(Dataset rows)
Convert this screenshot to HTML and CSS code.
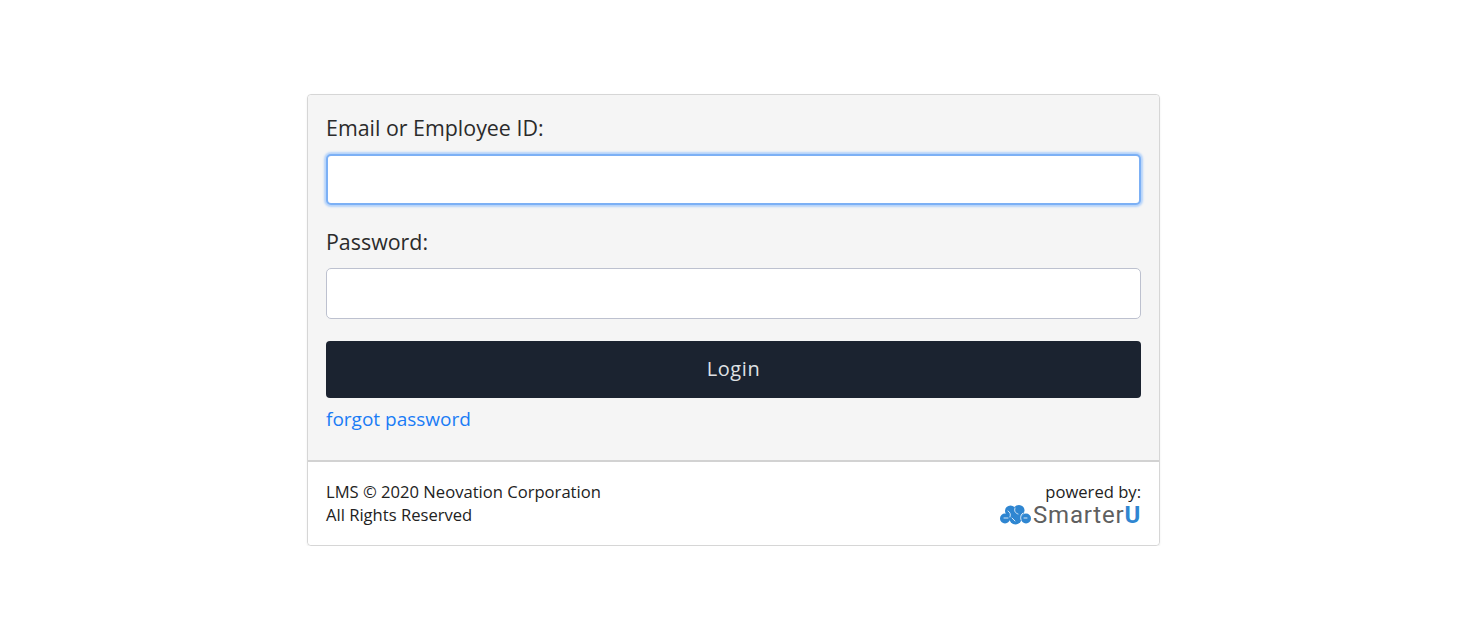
FILE: index.html
```html
<!doctype html>
<html lang="en">
  <head>
    <meta charset="utf-8" />
    <meta name="viewport" content="width=device-width, initial-scale=1" />
    <title>Login</title>
    <link rel="stylesheet" href="styles.css">
  </head>
  <body>
    <div class="card">
      <form class="card-body" onsubmit="event.preventDefault()">
        <label class="label" for="email">Email or Employee ID:</label>
        <input class="input focused" type="text" id="email" />
        <label class="label label-password" for="password">Password:</label>
        <input class="input" type="password" id="password" />
        <button class="login" type="submit">Login</button>
        <a class="forgot" href="#">forgot password</a>
      </form>
      <footer class="card-footer">
        <p class="legal">LMS © 2020 Neovation Corporation<br />All Rights Reserved</p>
        <div class="powered">
          <span class="powered-by">powered by:</span>
          <span class="brand">
            <svg class="brand-icon" width="31" height="20" viewBox="0 0 31 20" aria-hidden="true">
              <g fill="#2f86d1">
                <circle cx="5" cy="13.5" r="5" />
                <circle cx="10.5" cy="6" r="5.5" />
                <circle cx="19" cy="5.5" r="5.5" />
                <circle cx="26" cy="13.5" r="5" />
                <circle cx="15.5" cy="13" r="6.5" />
              </g>
              <g fill="none" stroke="#d6e7f6" stroke-width="1" stroke-linecap="round">
                <path d="M8 6c2 1 3 3 2 6" />
                <path d="M15 3c-1 3 0 5 3 6" />
                <path d="M23 8c-2 1-3 4-2 7" />
                <path d="M4 13h4" />
                <path d="M12 13l3 3" />
                <path d="M24 13h3" />
              </g>
            </svg>
            <span class="brand-name">Smarter<span class="brand-u">U</span></span>
          </span>
        </div>
      </footer>
    </div>
  </body>
</html>
```

FILE: styles.css
```css
body {
  margin: 0;
  background: #fff;
  color: #2b2b2b;
  font-family: "Open Sans", sans-serif;
}
.card {
  width: 853px;
  margin: 94px 0 0 307px;
  border: 1px solid #d6d6d6;
  border-radius: 4px;
  box-sizing: border-box;
  box-shadow: 0 1px 2px rgba(0, 0, 0, 0.08);
}
.card-body {
  display: flex;
  flex-direction: column;
  padding: 19px 18px 27px;
  background: #f5f5f5;
  border-bottom: 2px solid #d2d2d2;
  border-radius: 4px 4px 0 0;
}
.label {
  font-size: 21.4px;
  line-height: 28px;
  margin-bottom: 12px;
}
.label-password {
  margin-top: 23px;
}
.input {
  height: 51px;
  box-sizing: border-box;
  background: #fff;
  border: 1px solid #bdc1cf;
  border-radius: 5px;
  outline: none;
}
.focused {
  border: 2px solid #7cb0f5;
  box-shadow: 0 0 2px 2px #b5d3fa;
}
.login {
  height: 57px;
  margin-top: 22px;
  padding: 0 0 2px;
  background: #1b2330;
  color: #dfe1e4;
  font-family: inherit;
  font-size: 20px;
  letter-spacing: 0.6px;
  border: none;
  border-radius: 4px;
  cursor: pointer;
}
.forgot {
  margin-top: 7px;
  font-size: 19px;
  line-height: 28px;
  color: #1a7cf5;
  text-decoration: none;
}
.card-footer {
  display: flex;
  justify-content: space-between;
  padding: 18px 18px 19px;
  background: #fff;
  border-radius: 0 0 4px 4px;
}
.legal {
  margin: 0;
  font-size: 16.6px;
  line-height: 23px;
  color: #222;
}
.powered {
  display: flex;
  flex-direction: column;
  align-items: flex-end;
}
.powered-by {
  font-size: 16.6px;
  line-height: 23px;
  color: #222;
}
.brand {
  display: flex;
  align-items: center;
  gap: 2px;
  height: 23px;
}
.brand-name {
  font-family: "Roboto", sans-serif;
  font-size: 24px;
  line-height: 18px;
  letter-spacing: 0.8px;
  color: #5f5f5f;
}
.brand-u {
  color: #2f86d1;
  font-weight: 700;
}
```
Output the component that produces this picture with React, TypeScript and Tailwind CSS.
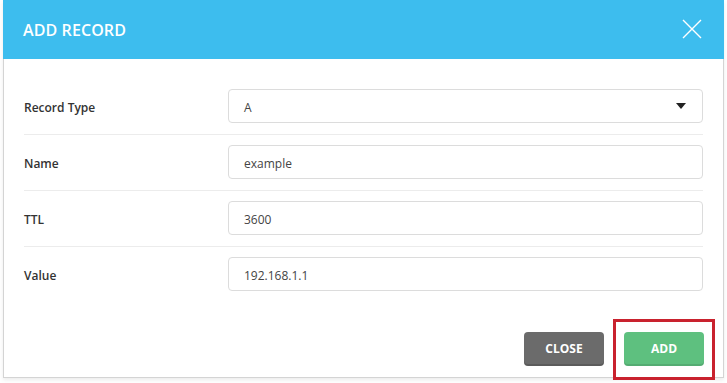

THE EXERCISE: Quote the listing above in full, except for the pictures.

WRITTEN REPLY:
Convert this screenshot to HTML and CSS code.
FILE: index.html
```html
<!doctype html>
<html lang="en">
  <head>
    <meta charset="utf-8" />
    <meta name="viewport" content="width=device-width, initial-scale=1" />
    <title>Login</title>
    <link rel="stylesheet" href="styles.css">
  </head>
  <body>
    <div class="card">
      <form class="card-body" onsubmit="event.preventDefault()">
        <label class="label" for="email">Email or Employee ID:</label>
        <input class="input focused" type="text" id="email" />
        <label class="label label-password" for="password">Password:</label>
        <input class="input" type="password" id="password" />
        <button class="login" type="submit">Login</button>
        <a class="forgot" href="#">forgot password</a>
      </form>
      <footer class="card-footer">
        <p class="legal">LMS © 2020 Neovation Corporation<br />All Rights Reserved</p>
        <div class="powered">
          <span class="powered-by">powered by:</span>
          <span class="brand">
            <svg class="brand-icon" width="31" height="20" viewBox="0 0 31 20" aria-hidden="true">
              <g fill="#2f86d1">
                <circle cx="5" cy="13.5" r="5" />
                <circle cx="10.5" cy="6" r="5.5" />
                <circle cx="19" cy="5.5" r="5.5" />
                <circle cx="26" cy="13.5" r="5" />
                <circle cx="15.5" cy="13" r="6.5" />
              </g>
              <g fill="none" stroke="#d6e7f6" stroke-width="1" stroke-linecap="round">
                <path d="M8 6c2 1 3 3 2 6" />
                <path d="M15 3c-1 3 0 5 3 6" />
                <path d="M23 8c-2 1-3 4-2 7" />
                <path d="M4 13h4" />
                <path d="M12 13l3 3" />
                <path d="M24 13h3" />
              </g>
            </svg>
            <span class="brand-name">Smarter<span class="brand-u">U</span></span>
          </span>
        </div>
      </footer>
    </div>
  </body>
</html>
```

FILE: styles.css
```css
body {
  margin: 0;
  background: #fff;
  color: #2b2b2b;
  font-family: "Open Sans", sans-serif;
}
.card {
  width: 853px;
  margin: 94px 0 0 307px;
  border: 1px solid #d6d6d6;
  border-radius: 4px;
  box-sizing: border-box;
  box-shadow: 0 1px 2px rgba(0, 0, 0, 0.08);
}
.card-body {
  display: flex;
  flex-direction: column;
  padding: 19px 18px 27px;
  background: #f5f5f5;
  border-bottom: 2px solid #d2d2d2;
  border-radius: 4px 4px 0 0;
}
.label {
  font-size: 21.4px;
  line-height: 28px;
  margin-bottom: 12px;
}
.label-password {
  margin-top: 23px;
}
.input {
  height: 51px;
  box-sizing: border-box;
  background: #fff;
  border: 1px solid #bdc1cf;
  border-radius: 5px;
  outline: none;
}
.focused {
  border: 2px solid #7cb0f5;
  box-shadow: 0 0 2px 2px #b5d3fa;
}
.login {
  height: 57px;
  margin-top: 22px;
  padding: 0 0 2px;
  background: #1b2330;
  color: #dfe1e4;
  font-family: inherit;
  font-size: 20px;
  letter-spacing: 0.6px;
  border: none;
  border-radius: 4px;
  cursor: pointer;
}
.forgot {
  margin-top: 7px;
  font-size: 19px;
  line-height: 28px;
  color: #1a7cf5;
  text-decoration: none;
}
.card-footer {
  display: flex;
  justify-content: space-between;
  padding: 18px 18px 19px;
  background: #fff;
  border-radius: 0 0 4px 4px;
}
.legal {
  margin: 0;
  font-size: 16.6px;
  line-height: 23px;
  color: #222;
}
.powered {
  display: flex;
  flex-direction: column;
  align-items: flex-end;
}
.powered-by {
  font-size: 16.6px;
  line-height: 23px;
  color: #222;
}
.brand {
  display: flex;
  align-items: center;
  gap: 2px;
  height: 23px;
}
.brand-name {
  font-family: "Roboto", sans-serif;
  font-size: 24px;
  line-height: 18px;
  letter-spacing: 0.8px;
  color: #5f5f5f;
}
.brand-u {
  color: #2f86d1;
  font-weight: 700;
}
```
Output the component that produces this picture with React, TypeScript and Tailwind CSS.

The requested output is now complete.